= Given instruction =
Go through the material and pull out every line with the string "that" in it.

= Data block =
=====
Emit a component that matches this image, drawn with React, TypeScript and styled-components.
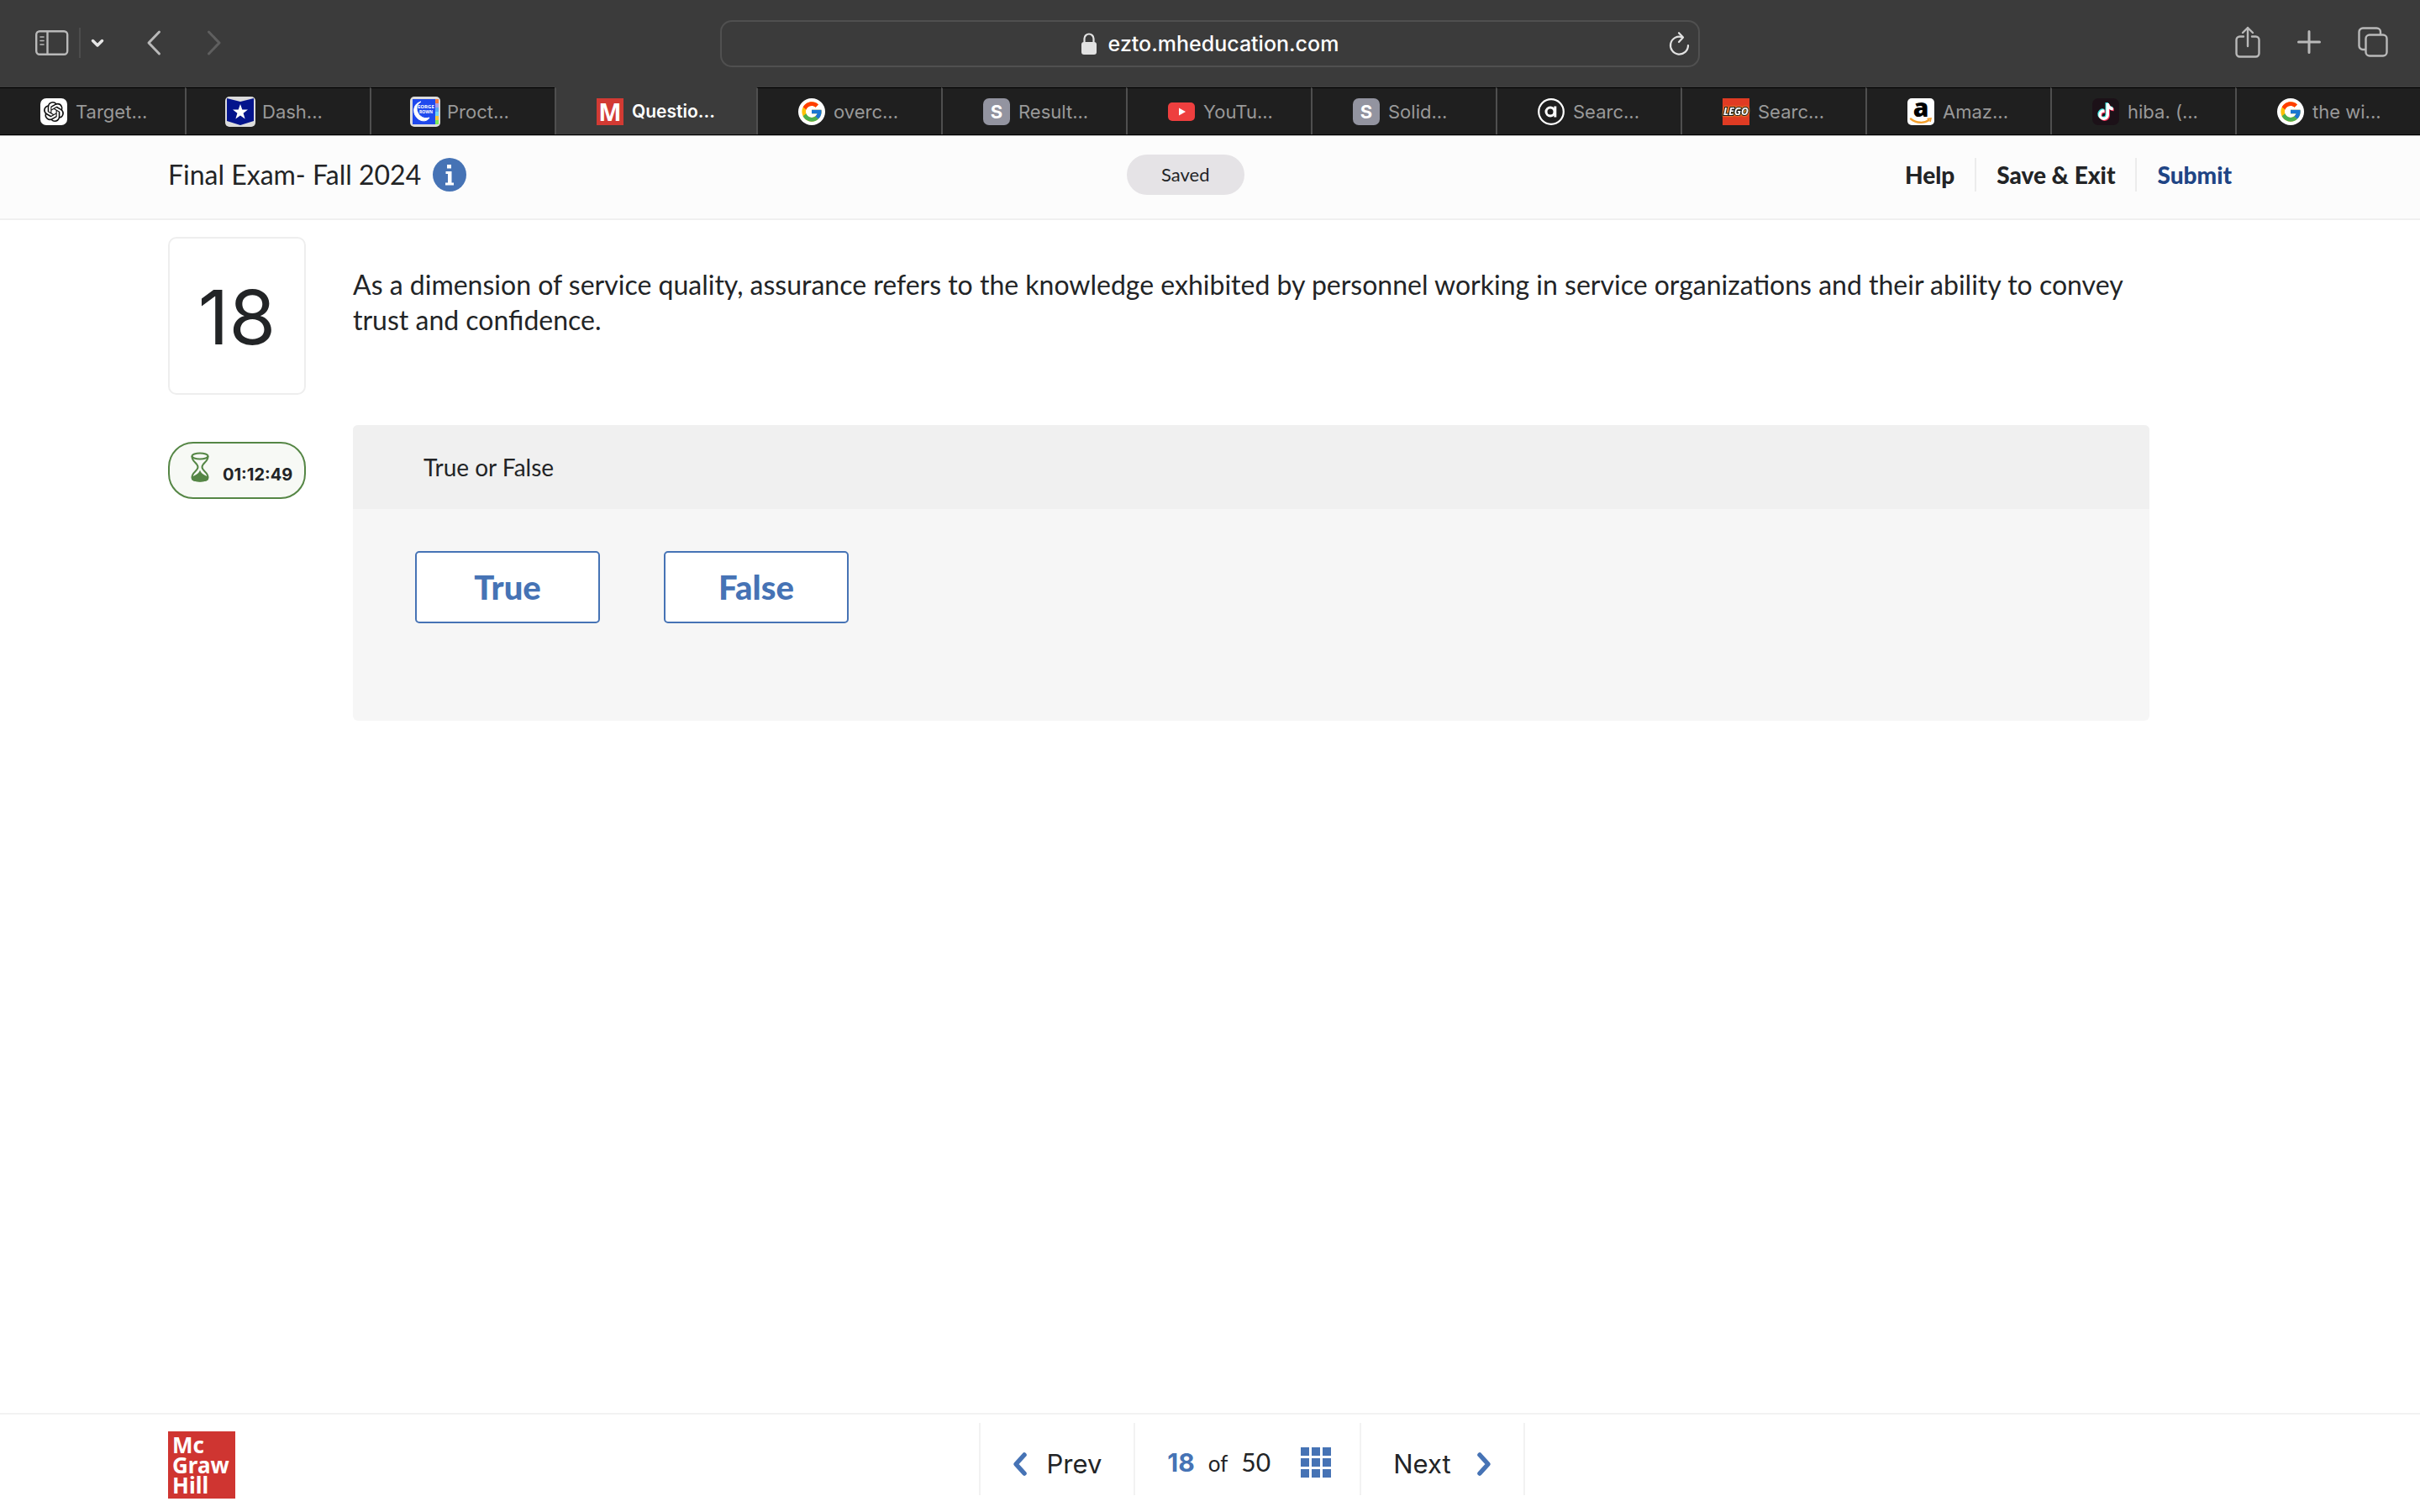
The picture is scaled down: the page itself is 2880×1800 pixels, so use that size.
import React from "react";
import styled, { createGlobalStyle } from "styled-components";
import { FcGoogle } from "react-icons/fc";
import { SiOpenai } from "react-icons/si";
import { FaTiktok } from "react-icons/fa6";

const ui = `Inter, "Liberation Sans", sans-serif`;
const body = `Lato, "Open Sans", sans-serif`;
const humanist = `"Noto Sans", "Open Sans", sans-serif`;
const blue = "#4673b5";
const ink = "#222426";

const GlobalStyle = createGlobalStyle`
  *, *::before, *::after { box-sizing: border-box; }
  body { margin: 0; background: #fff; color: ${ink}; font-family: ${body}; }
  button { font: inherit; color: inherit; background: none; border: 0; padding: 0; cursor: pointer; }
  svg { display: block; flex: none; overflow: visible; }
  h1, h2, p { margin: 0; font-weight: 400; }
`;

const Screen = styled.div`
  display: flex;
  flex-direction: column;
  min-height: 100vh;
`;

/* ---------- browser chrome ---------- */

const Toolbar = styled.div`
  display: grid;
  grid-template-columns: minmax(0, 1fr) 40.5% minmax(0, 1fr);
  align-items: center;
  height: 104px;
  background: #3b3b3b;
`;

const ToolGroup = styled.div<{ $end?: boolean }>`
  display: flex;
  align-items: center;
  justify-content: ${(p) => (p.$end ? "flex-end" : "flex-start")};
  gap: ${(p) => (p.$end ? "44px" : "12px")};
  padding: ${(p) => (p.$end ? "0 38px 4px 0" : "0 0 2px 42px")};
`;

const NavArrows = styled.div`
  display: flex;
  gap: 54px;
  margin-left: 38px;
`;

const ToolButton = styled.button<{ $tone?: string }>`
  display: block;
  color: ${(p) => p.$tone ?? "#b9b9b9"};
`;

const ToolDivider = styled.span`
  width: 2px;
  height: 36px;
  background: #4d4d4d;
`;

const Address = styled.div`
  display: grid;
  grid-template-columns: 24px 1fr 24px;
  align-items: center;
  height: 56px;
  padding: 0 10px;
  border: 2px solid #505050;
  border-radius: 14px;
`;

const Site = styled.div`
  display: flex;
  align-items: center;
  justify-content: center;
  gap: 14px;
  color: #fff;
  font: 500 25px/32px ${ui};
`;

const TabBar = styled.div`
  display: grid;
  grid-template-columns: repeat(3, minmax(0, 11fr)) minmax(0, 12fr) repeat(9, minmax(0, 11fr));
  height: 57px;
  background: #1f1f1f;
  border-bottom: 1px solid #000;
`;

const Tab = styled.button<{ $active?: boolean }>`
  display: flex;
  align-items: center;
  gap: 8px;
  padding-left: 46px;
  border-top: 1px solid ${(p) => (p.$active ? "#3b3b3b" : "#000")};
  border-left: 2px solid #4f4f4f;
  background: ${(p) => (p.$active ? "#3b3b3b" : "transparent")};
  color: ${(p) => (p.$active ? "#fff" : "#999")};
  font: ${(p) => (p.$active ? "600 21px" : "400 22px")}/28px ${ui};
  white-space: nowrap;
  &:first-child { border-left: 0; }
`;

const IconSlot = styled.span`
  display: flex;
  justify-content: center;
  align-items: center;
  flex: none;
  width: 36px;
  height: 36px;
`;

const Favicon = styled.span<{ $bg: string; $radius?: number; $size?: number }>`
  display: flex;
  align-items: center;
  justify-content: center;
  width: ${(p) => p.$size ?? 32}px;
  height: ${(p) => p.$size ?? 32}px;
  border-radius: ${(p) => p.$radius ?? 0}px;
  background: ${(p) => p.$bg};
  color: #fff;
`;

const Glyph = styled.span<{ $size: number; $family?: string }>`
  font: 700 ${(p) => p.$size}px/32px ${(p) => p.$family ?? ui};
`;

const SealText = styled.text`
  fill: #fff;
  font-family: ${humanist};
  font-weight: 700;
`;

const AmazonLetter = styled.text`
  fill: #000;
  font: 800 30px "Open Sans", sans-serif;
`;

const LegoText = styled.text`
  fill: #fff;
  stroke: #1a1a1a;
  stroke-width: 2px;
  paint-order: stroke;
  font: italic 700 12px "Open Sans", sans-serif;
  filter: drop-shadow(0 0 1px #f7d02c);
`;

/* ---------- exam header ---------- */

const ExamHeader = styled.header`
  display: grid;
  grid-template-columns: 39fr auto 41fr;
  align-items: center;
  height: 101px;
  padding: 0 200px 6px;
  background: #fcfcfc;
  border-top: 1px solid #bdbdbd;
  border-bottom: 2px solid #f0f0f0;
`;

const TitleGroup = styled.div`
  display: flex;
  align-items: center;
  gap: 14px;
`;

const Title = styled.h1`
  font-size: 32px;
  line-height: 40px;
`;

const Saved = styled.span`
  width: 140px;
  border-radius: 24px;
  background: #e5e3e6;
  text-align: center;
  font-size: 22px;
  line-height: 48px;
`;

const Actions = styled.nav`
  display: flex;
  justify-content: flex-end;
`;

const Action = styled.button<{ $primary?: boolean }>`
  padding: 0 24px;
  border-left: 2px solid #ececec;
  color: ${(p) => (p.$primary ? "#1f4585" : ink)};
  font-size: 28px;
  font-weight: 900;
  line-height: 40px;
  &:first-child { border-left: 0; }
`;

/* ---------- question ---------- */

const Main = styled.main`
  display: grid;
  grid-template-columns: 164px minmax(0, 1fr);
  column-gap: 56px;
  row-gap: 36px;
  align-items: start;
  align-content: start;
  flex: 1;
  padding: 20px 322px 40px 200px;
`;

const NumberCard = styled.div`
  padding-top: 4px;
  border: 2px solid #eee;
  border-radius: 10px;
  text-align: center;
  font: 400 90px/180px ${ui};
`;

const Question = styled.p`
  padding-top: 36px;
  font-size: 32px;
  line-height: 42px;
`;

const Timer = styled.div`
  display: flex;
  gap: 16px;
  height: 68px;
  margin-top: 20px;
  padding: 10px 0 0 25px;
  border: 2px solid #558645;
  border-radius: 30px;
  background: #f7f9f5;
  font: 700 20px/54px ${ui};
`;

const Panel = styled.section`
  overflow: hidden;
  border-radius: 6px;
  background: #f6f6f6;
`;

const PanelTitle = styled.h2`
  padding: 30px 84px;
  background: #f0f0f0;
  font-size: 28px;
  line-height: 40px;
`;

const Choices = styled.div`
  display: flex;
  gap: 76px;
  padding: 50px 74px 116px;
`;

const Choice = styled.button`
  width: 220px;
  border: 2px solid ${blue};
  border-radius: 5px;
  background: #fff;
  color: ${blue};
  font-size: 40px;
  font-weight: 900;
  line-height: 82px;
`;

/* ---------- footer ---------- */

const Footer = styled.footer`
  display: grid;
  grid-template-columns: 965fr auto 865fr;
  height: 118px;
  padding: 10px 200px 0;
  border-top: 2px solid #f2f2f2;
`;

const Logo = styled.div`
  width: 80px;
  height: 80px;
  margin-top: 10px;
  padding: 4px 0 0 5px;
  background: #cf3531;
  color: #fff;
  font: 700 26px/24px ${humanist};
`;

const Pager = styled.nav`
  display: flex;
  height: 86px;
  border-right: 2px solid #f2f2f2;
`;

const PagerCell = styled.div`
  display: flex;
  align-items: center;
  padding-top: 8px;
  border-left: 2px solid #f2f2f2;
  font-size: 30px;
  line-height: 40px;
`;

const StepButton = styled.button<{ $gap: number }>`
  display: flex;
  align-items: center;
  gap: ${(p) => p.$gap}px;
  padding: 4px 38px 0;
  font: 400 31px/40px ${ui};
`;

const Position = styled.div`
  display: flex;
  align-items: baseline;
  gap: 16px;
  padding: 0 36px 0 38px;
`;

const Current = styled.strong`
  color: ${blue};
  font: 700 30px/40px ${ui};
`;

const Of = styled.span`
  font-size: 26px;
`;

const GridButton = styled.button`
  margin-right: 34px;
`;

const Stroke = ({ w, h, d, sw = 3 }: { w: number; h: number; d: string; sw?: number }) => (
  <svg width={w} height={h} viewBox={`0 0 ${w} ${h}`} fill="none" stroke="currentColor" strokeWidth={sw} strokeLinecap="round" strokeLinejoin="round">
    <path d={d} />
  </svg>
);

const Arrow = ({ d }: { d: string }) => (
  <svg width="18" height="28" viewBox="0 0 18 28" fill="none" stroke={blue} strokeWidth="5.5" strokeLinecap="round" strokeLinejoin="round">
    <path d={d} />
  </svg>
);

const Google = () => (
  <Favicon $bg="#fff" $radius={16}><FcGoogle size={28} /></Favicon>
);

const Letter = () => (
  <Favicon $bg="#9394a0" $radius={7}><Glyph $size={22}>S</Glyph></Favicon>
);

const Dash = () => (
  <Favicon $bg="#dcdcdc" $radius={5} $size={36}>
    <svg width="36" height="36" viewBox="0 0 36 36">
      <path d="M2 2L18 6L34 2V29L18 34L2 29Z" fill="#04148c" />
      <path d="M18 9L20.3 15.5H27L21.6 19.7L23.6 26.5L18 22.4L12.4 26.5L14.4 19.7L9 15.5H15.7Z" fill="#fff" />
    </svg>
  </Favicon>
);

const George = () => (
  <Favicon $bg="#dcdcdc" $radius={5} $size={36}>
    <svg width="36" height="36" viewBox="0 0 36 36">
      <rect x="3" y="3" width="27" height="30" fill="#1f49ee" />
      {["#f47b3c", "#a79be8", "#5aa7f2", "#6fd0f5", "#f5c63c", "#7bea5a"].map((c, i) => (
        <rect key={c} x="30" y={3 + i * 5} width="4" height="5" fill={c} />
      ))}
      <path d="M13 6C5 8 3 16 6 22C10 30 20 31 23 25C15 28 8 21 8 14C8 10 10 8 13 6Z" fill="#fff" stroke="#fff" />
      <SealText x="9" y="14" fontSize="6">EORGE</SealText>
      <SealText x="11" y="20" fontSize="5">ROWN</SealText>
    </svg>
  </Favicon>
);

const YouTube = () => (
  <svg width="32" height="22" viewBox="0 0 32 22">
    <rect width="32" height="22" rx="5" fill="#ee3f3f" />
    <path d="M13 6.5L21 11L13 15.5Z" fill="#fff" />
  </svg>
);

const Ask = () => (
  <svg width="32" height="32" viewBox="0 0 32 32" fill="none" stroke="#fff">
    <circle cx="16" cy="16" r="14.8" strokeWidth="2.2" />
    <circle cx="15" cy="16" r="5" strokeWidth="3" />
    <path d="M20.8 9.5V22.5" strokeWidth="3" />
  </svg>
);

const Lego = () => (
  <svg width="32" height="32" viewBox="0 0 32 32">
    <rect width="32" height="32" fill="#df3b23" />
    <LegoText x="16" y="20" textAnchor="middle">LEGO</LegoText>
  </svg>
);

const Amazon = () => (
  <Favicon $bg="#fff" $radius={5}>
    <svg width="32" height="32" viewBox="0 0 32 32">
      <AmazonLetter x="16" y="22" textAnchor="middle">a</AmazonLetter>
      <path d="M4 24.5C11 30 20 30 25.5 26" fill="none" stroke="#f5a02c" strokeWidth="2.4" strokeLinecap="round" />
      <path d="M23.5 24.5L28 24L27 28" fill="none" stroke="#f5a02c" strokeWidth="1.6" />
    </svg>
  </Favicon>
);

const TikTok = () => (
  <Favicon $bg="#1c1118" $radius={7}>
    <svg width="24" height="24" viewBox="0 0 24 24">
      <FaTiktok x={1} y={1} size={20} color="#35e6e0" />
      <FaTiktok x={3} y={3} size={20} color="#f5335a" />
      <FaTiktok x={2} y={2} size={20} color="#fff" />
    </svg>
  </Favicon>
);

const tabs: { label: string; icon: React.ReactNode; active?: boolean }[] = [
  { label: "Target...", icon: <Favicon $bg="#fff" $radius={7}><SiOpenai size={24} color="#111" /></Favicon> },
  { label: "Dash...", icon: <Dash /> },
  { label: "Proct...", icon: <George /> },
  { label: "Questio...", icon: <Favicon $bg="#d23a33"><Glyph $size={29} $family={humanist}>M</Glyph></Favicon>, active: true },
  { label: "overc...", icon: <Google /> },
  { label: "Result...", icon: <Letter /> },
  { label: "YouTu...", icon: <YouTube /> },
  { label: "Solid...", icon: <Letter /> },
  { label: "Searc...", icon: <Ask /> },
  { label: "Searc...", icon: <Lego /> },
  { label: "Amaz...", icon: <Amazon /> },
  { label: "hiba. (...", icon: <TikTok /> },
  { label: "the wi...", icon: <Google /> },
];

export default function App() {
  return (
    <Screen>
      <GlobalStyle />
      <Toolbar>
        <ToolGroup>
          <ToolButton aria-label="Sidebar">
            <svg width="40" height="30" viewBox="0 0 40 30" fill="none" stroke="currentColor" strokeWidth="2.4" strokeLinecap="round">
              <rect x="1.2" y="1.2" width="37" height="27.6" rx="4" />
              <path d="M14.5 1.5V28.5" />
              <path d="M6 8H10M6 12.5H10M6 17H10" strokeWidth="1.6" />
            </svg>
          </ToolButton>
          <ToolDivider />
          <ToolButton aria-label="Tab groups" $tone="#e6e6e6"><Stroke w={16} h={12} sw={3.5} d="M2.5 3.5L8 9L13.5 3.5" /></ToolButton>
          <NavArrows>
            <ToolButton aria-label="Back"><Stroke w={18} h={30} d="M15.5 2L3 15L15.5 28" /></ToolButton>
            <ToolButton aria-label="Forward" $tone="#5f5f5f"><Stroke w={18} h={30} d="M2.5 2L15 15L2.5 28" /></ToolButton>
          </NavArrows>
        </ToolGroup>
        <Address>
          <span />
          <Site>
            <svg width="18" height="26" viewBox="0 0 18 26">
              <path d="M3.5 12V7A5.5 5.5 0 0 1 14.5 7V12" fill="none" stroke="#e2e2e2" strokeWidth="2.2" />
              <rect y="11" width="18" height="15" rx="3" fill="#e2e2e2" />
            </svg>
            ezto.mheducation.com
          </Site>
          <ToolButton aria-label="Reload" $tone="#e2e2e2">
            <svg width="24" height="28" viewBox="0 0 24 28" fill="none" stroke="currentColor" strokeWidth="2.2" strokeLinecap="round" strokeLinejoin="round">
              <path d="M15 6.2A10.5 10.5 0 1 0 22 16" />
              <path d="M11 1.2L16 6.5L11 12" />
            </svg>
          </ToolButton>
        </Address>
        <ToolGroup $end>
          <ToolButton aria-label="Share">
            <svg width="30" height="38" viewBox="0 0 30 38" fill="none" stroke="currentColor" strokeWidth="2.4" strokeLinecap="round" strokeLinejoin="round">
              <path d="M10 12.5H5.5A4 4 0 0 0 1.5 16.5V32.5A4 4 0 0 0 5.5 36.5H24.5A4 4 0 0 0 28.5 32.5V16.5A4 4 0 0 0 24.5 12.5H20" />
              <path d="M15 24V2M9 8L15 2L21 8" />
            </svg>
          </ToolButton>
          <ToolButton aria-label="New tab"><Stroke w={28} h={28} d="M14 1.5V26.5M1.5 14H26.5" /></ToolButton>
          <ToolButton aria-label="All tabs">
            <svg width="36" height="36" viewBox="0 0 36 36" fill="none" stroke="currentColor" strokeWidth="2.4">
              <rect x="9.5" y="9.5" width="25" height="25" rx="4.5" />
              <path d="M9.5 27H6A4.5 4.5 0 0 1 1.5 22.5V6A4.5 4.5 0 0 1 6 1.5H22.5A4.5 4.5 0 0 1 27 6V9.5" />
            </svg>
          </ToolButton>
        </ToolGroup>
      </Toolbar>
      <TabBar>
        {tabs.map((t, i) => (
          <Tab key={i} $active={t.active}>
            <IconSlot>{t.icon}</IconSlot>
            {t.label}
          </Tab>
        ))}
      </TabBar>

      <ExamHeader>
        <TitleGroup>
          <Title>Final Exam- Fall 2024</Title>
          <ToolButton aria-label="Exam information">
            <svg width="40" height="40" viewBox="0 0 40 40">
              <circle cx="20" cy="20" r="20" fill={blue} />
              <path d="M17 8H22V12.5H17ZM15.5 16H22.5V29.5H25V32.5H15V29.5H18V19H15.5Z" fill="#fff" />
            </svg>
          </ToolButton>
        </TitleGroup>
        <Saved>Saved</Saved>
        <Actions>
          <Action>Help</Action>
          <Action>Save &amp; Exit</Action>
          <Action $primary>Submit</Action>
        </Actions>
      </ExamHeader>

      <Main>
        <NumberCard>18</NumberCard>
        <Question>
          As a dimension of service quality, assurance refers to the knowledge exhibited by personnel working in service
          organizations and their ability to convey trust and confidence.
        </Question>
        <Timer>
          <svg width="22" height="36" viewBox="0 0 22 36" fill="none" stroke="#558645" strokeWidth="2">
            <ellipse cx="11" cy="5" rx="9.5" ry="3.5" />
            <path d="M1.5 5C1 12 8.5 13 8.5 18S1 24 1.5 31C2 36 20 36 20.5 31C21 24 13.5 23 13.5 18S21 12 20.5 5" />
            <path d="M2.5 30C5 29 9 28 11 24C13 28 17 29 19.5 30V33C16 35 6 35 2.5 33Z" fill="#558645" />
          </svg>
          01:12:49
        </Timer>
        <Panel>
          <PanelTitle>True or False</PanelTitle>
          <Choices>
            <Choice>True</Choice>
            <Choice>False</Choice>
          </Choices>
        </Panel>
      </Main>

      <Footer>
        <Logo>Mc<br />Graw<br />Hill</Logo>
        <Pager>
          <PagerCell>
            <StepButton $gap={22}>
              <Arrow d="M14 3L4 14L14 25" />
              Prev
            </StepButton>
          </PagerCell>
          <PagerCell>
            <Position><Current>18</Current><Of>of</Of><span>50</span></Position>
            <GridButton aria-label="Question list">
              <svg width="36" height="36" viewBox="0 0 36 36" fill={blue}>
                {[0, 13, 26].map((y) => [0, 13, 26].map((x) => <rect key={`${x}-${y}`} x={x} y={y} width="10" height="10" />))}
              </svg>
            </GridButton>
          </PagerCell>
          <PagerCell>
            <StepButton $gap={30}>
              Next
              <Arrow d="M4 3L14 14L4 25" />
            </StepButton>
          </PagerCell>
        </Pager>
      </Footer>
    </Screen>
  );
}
=====
= Full output =
Emit a component that matches this image, drawn with React, TypeScript and styled-components.
The picture is scaled down: the page itself is 2880×1800 pixels, so use that size.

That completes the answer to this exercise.